Did you see a tweet from Polymarket that a suspected hantavirus case has been reported involving a high school student in New York? It’s technically true. But there’s more to the story and no reason for Americans to freak out about this particular case.
Many people around the world are on edge after hantavirus infected at least 11 people on a cruise ship, killing three. American passengers returned to the U.S. this week and are currently at a quarantine facility at the University of Nebraska Medical Center where they’ll be monitored for over a month, according to NPR.
The people aboard the MV Hondius who have tested positive for hantavirus all have the Andes virus, which is the only type of hantavirus known to be transmissible between humans. The more common forms of hantavirus all need to be contracted through direct contact with rodents. And that’s what appears to have happened in New York.
Kate Ott, public health director in Ontario County, New York, told ABC 13 that the suspected case of hantavirus in that area is someone who has been sick for a few weeks and is experiencing fatigue, achiness, and lethargy. The case is considered mild and it has no known connection to the cruise ship that everyone is concerned about.
“The hantavirus that occurs in the U.S. is not spread person to person,” Ott said, according to ABC 13. “It is spread between mice and humans. If I have it and I sneeze on you, you’re not going to get it.” Ott says a sample from the high school student has been sent to the CDC for confirmation.

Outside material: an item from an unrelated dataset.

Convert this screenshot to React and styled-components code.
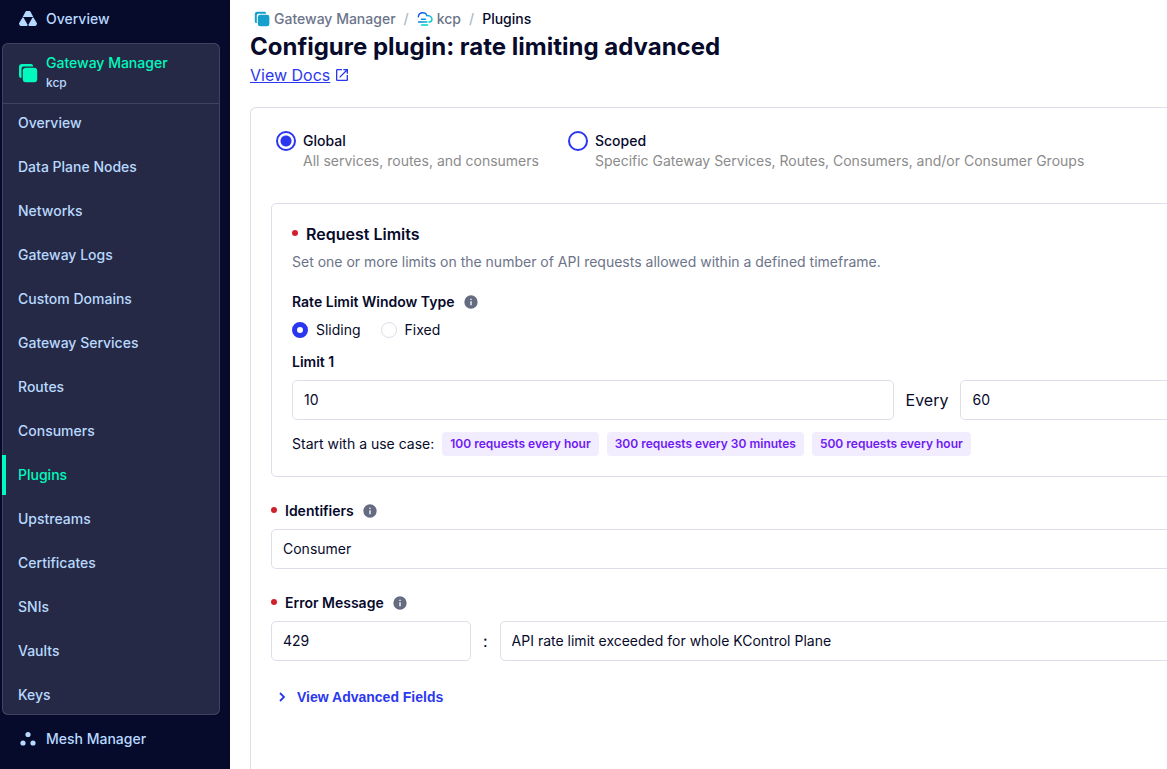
import React from 'react';
import styled, { createGlobalStyle } from 'styled-components';

const GlobalStyle = createGlobalStyle`
  * { box-sizing: border-box; }
  body { margin: 0; background: #fff; }
  body, input, select, button { font-family: Inter, "Liberation Sans", sans-serif; }
`;

const Page = styled.div`
  display: grid;
  grid-template-columns: 230px minmax(0, 1fr);
  min-height: 100vh;
  color: #070a2b;
  font-size: 14px;
  line-height: 20px;
`;

const Sidebar = styled.aside`
  background: #060a2b;
  overflow: hidden;
`;

const Nav = styled.nav`
  display: flex;
  flex-direction: column;
  gap: 4px;
  margin: -1px 10px 0 2px;
`;

const TopLink = styled.a`
  display: flex;
  align-items: center;
  gap: 8px;
  height: 40px;
  padding: 0 16px;
  color: #b8d9ff;
  font-weight: 500;
  text-decoration: none;
`;

const NavGroup = styled.section`
  border-radius: 6px;
  background: #262945;
  box-shadow: inset 0 0 0 1px #404261;
`;

const GroupHeader = styled.a`
  display: flex;
  align-items: center;
  gap: 8px;
  height: 60px;
  padding: 0 16px;
  box-shadow: 0 1px 0 #404261;
  color: #00fabe;
  font-weight: 500;
  text-decoration: none;
`;

const GroupName = styled.span`
  display: flex;
  flex-direction: column;
`;

const GroupInstance = styled.small`
  color: #b8d9ff;
  font-size: 12px;
  font-weight: 500;
`;

const NavList = styled.ul`
  display: flex;
  flex-direction: column;
  gap: 4px;
  margin: 0;
  padding: 0;
  list-style: none;
`;

const NavLink = styled.a`
  display: flex;
  align-items: center;
  height: 40px;
  padding: 0 16px 0 12px;
  border-left: 4px solid ${(p) => (p.$active ? '#00fabe' : 'transparent')};
  color: ${(p) => (p.$active ? '#00fabe' : '#b8d9ff')};
  font-weight: 500;
  text-decoration: none;
`;

const Main = styled.main`
  display: flex;
  flex-direction: column;
  padding: 9px 0 0 20px;
  overflow: hidden;
`;

const PageHeader = styled.header`
  display: flex;
  flex-direction: column;
  align-items: flex-start;
  margin-bottom: 22px;
`;

const Breadcrumbs = styled.nav`
  display: flex;
  align-items: center;
  gap: 8px;
  height: 20px;
  padding-left: 4px;
  font-weight: 500;
`;

const Crumb = styled.a`
  display: flex;
  align-items: center;
  gap: 4px;
  color: ${(p) => (p.$current ? '#070a2b' : '#6c7489')};
  text-decoration: none;
`;

const Separator = styled.span`
  color: #afb7c5;
`;

const Title = styled.h1`
  margin: 0;
  font-size: 24px;
  font-weight: 700;
  line-height: 36px;
`;

const DocsLink = styled.a`
  display: flex;
  align-items: center;
  gap: 4px;
  color: #2b37ee;
  font-size: 16px;
  line-height: 20px;
  text-decoration: none;

  span {
    text-decoration: underline;
  }
`;

const FormCard = styled.form`
  display: flex;
  flex: 1;
  flex-direction: column;
  min-width: 1354px;
  padding: 23px 20px 0;
  border: 1px solid #dddee8;
  border-bottom: 0;
  border-radius: 6px 6px 0 0;
`;

const ScopeRow = styled.div`
  display: flex;
  gap: 29px;
  margin-bottom: 32px;
  padding-left: 5px;
`;

const ScopeOption = styled.label`
  display: grid;
  grid-template-columns: 20px auto;
  column-gap: 7px;
`;

const ScopeRadio = styled.input`
  appearance: none;
  width: 20px;
  height: 20px;
  margin: 0;
  border: 2px solid #2b37ee;
  border-radius: 50%;
  background: #fff;

  &:checked {
    background: radial-gradient(circle, #2b37ee 5px, #fff 6px);
  }
`;

const ScopeName = styled.span`
  font-weight: 500;
`;

const ScopeHint = styled.span`
  grid-column: 2;
  color: #8b8b8b;
`;

const Panel = styled.section`
  display: flex;
  flex-direction: column;
  margin-bottom: 24px;
  padding: 20px;
  border: 1px solid #dddee8;
  border-radius: 5px;
`;

const PanelTitle = styled.h2`
  display: flex;
  align-items: center;
  gap: 8px;
  margin: 0 0 8px;
  font-size: 16px;
  font-weight: 600;
  line-height: 20px;
`;

const Required = styled.span`
  width: 6px;
  height: 6px;
  margin-bottom: 2px;
  border-radius: 50%;
  background: #d0202b;
`;

const PanelText = styled.p`
  margin: 0 0 20px;
  color: #6c7489;
`;

const FieldLabel = styled.label`
  display: flex;
  align-items: center;
  gap: 8px;
  margin-bottom: 8px;
  font-weight: 600;
`;

const ChoiceRow = styled.div`
  display: flex;
  gap: 20px;
  margin-bottom: 12px;
`;

const Choice = styled.label`
  display: flex;
  align-items: center;
  gap: 8px;
`;

const ChoiceRadio = styled.input`
  appearance: none;
  width: 16px;
  height: 16px;
  margin: 0;
  border: 1px solid #dddee8;
  border-radius: 50%;
  background: #fff;

  &:checked {
    border: 5px solid #2b37ee;
  }
`;

const FieldRow = styled.div`
  display: flex;
  align-items: center;
  gap: 12px;
  margin-bottom: ${(p) => p.$space}px;
  font-size: 16px;
`;

const TextBox = styled.input`
  flex: ${(p) => (p.$short ? '0 0 200px' : '1 1 0')};
  min-width: 0;
  height: 40px;
  padding: 0 11px 2px;
  border: 1px solid #dddee8;
  border-radius: 5px;
  background: #fff;
  color: #070a2b;
  font-size: 14px;
`;

const SelectBox = styled.select`
  appearance: none;
  width: 100%;
  height: 40px;
  margin-bottom: 24px;
  padding: 0 11px 2px;
  border: 1px solid #dddee8;
  border-radius: 5px;
  background: #fff;
  color: #070a2b;
  font-size: 14px;
`;

const UseCases = styled.div`
  display: flex;
  align-items: center;
  gap: 8px;
`;

const UseCase = styled.button`
  height: 24px;
  padding: 0 8px 2px;
  border: 0;
  border-radius: 4px;
  background: #f1edff;
  color: #6f1af5;
  font-size: 12px;
  font-weight: 600;
`;

const AdvancedToggle = styled.button`
  display: flex;
  align-items: center;
  align-self: flex-start;
  gap: 8px;
  height: 20px;
  padding: 0 4px;
  border: 0;
  background: none;
  color: #2b37ee;
  font-family: "Liberation Sans", Arial, sans-serif;
  font-size: 14px;
  font-weight: 700;
`;

const Icon = styled.svg`
  flex: none;
  display: block;
  width: ${(p) => p.$size}px;
  height: ${(p) => p.$size}px;
`;

const GatewayIcon = ({ size, color }) => (
  <Icon $size={size} viewBox="0 0 20 20" fill={color} aria-hidden="true">
    <rect x="4.8" y="4.8" width="14.4" height="14.4" rx="3" />
    <path d="M1 13V4a3 3 0 0 1 3-3h9a2 2 0 0 1 2 2.500H5.500a2.200 2.200 0 0 0-2 2V15A2.200 2.200 0 0 1 1 13z" />
  </Icon>
);

const OverviewIcon = () => (
  <Icon $size={20} viewBox="0 0 20 20" fill="currentColor" aria-hidden="true">
    <path d="M8.500 2h3a1 1 0 0 1 .9.500L15.300 8H4.700l2.900-5.500a1 1 0 0 1 .9-.5z" />
    <path d="M4.500 8.600h1L9.700 16l-.8 1H2.700a1 1 0 0 1-.8-.5l-.8-1.300a1 1 0 0 1 0-1z" />
    <path d="M15.500 8.600h-1L10.300 16l.8 1h6.200a1 1 0 0 0 .8-.5l.8-1.300a1 1 0 0 0 0-1z" />
  </Icon>
);

const MeshIcon = () => (
  <Icon $size={20} viewBox="0 0 20 20" fill="currentColor" aria-hidden="true">
    <circle cx="10" cy="5.500" r="2.600" />
    <circle cx="5" cy="14" r="2.600" />
    <circle cx="15" cy="14" r="2.600" />
  </Icon>
);

const CloudIcon = () => (
  <Icon $size={16} viewBox="0 0 16 16" fill="none" strokeWidth="1.400" strokeLinecap="round" aria-hidden="true">
    <defs>
      <linearGradient id="cloud" x1="0" y1="0" x2="16" y2="12" gradientUnits="userSpaceOnUse">
        <stop offset="0.200" stopColor="#1456f0" />
        <stop offset="0.900" stopColor="#00d4c8" />
      </linearGradient>
    </defs>
    <path
      d="M1.300 5.800C1.600 3.300 3.500 1.800 5.800 1.800c2 0 3.600 1.100 4.200 2.900 3-.3 5 1.300 5 3.400 0 1.700-1.300 2.900-3 2.900M4.500 8.300h4M1.500 11H10"
      stroke="url(#cloud)"
    />
    <path d="M4.500 14h6" stroke="#00d4c8" />
  </Icon>
);

const ExternalIcon = () => (
  <Icon $size={16} viewBox="0 0 24 24" fill="currentColor" aria-hidden="true">
    <path d="M19 19H5V5h7V3H5a2 2 0 0 0-2 2v14a2 2 0 0 0 2 2h14c1.100 0 2-.9 2-2v-7h-2v7zM14 3v2h3.590l-9.830 9.830 1.410 1.410L19 6.410V10h2V3h-7z" />
  </Icon>
);

const InfoIcon = () => (
  <Icon $size={16} viewBox="0 0 24 24" fill="#656c82" aria-hidden="true">
    <path d="M12 2a10 10 0 1 0 0 20 10 10 0 0 0 0-20zm1 15h-2v-6h2v6zm0-8h-2V7h2v2z" />
  </Icon>
);

const ChevronIcon = () => (
  <Icon $size={14} viewBox="0 0 14 14" fill="none" stroke="currentColor" strokeWidth="1.800" aria-hidden="true">
    <path d="M5 3l4 4-4 4" />
  </Icon>
);

const navItems = [
  'Overview', 'Data Plane Nodes', 'Networks', 'Gateway Logs', 'Custom Domains',
  'Gateway Services', 'Routes', 'Consumers', 'Plugins', 'Upstreams',
  'Certificates', 'SNIs', 'Vaults', 'Keys',
];

const useCases = ['100 requests every hour', '300 requests every 30 minutes', '500 requests every hour'];

export default function App() {
  return (
    <>
      <GlobalStyle />
      <Page>
        <Sidebar>
          <Nav aria-label="Main">
            <TopLink href="#home"><OverviewIcon />Overview</TopLink>
            <NavGroup>
              <GroupHeader href="#gateway-manager">
                <GatewayIcon size={20} color="#00fabe" />
                <GroupName>
                  Gateway Manager
                  <GroupInstance>kcp</GroupInstance>
                </GroupName>
              </GroupHeader>
              <NavList>
                {navItems.map((name) => (
                  <li key={name}>
                    <NavLink href={`#${name}`} $active={name === 'Plugins'}>{name}</NavLink>
                  </li>
                ))}
              </NavList>
            </NavGroup>
            <TopLink href="#mesh"><MeshIcon />Mesh Manager</TopLink>
          </Nav>
        </Sidebar>
        <Main>
          <PageHeader>
            <Breadcrumbs aria-label="Breadcrumb">
              <Crumb href="#gateway-manager"><GatewayIcon size={16} color="#169fcc" />Gateway Manager</Crumb>
              <Separator>/</Separator>
              <Crumb href="#kcp"><CloudIcon />kcp</Crumb>
              <Separator>/</Separator>
              <Crumb href="#plugins" $current>Plugins</Crumb>
            </Breadcrumbs>
            <Title>Configure plugin: rate limiting advanced</Title>
            <DocsLink href="#docs"><span>View Docs</span><ExternalIcon /></DocsLink>
          </PageHeader>
          <FormCard>
            <ScopeRow>
              <ScopeOption>
                <ScopeRadio type="radio" name="scope" defaultChecked />
                <ScopeName>Global</ScopeName>
                <ScopeHint>All services, routes, and consumers</ScopeHint>
              </ScopeOption>
              <ScopeOption>
                <ScopeRadio type="radio" name="scope" />
                <ScopeName>Scoped</ScopeName>
                <ScopeHint>Specific Gateway Services, Routes, Consumers, and/or Consumer Groups</ScopeHint>
              </ScopeOption>
            </ScopeRow>
            <Panel>
              <PanelTitle><Required />Request Limits</PanelTitle>
              <PanelText>Set one or more limits on the number of API requests allowed within a defined timeframe.</PanelText>
              <FieldLabel as="div" id="window-type">Rate Limit Window Type<InfoIcon /></FieldLabel>
              <ChoiceRow role="radiogroup" aria-labelledby="window-type">
                <Choice><ChoiceRadio type="radio" name="window" defaultChecked />Sliding</Choice>
                <Choice><ChoiceRadio type="radio" name="window" />Fixed</Choice>
              </ChoiceRow>
              <FieldLabel htmlFor="limit">Limit 1</FieldLabel>
              <FieldRow $space={12}>
                <TextBox id="limit" defaultValue="10" />
                <label htmlFor="seconds">Every</label>
                <TextBox id="seconds" defaultValue="60" />
              </FieldRow>
              <UseCases>
                <span>Start with a use case:</span>
                {useCases.map((name) => <UseCase key={name} type="button">{name}</UseCase>)}
              </UseCases>
            </Panel>
            <FieldLabel htmlFor="identifier"><Required />Identifiers<InfoIcon /></FieldLabel>
            <SelectBox id="identifier"><option>Consumer</option></SelectBox>
            <FieldLabel htmlFor="error-code"><Required />Error Message<InfoIcon /></FieldLabel>
            <FieldRow $space={26}>
              <TextBox id="error-code" $short defaultValue="429" />
              <span>:</span>
              <TextBox aria-label="Error message" defaultValue="API rate limit exceeded for whole KControl Plane" />
            </FieldRow>
            <AdvancedToggle type="button"><ChevronIcon />View Advanced Fields</AdvancedToggle>
          </FormCard>
        </Main>
      </Page>
    </>
  );
}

The world is naturally on edge about the emergence of hantavirus as something that can spread person-to-person, since we can all remember the Covid-19 pandemic that started in 2020. But there are a number of different reasons that health experts are less concerned about hantavirus. For starters, it’s not a novel virus. It’s rare, but there’s no evidence that this is something genuinely new, as was the case with Covid-19.
Health experts also claim that the Andes virus is difficult to contract from another person, requiring close contact and transmission of droplets. But there are questions about how so many people on the ship were able to get hantavirus seemingly without direct contact. We don’t have solid answers for that yet.
Perversely, one thing that humanity may benefit from in this case is the high lethality of hantavirus. When you have a virus that kills quickly, it’s difficult for the virus to spread. Covid-19 could be mild enough in some people that it was able to spread far and wide, making people feel ill but not necessarily killing them. The most vulnerable people in society obviously paid a price for that, since the death toll globally from Covid is believed to be around 18 million, according to the Lancet.
Whatever you think about the likelihood of another pandemic (and, again, health experts say it’s unlikely here) it’s probably best to ignore whatever the Polymarket account on X is spreading. For whatever reason, Polymarket spreads some of the most sensationalist garbage on social media, which is doing nothing for the credibility of prediction markets.
Then again, Polymarket clearly has an incentive to confuse the internet about what’s going on. They need people to be betting on the least likely outcome in order to sell the dream of making it rich. The simple fact is that most people betting on prediction markets lose money, according to CNBC.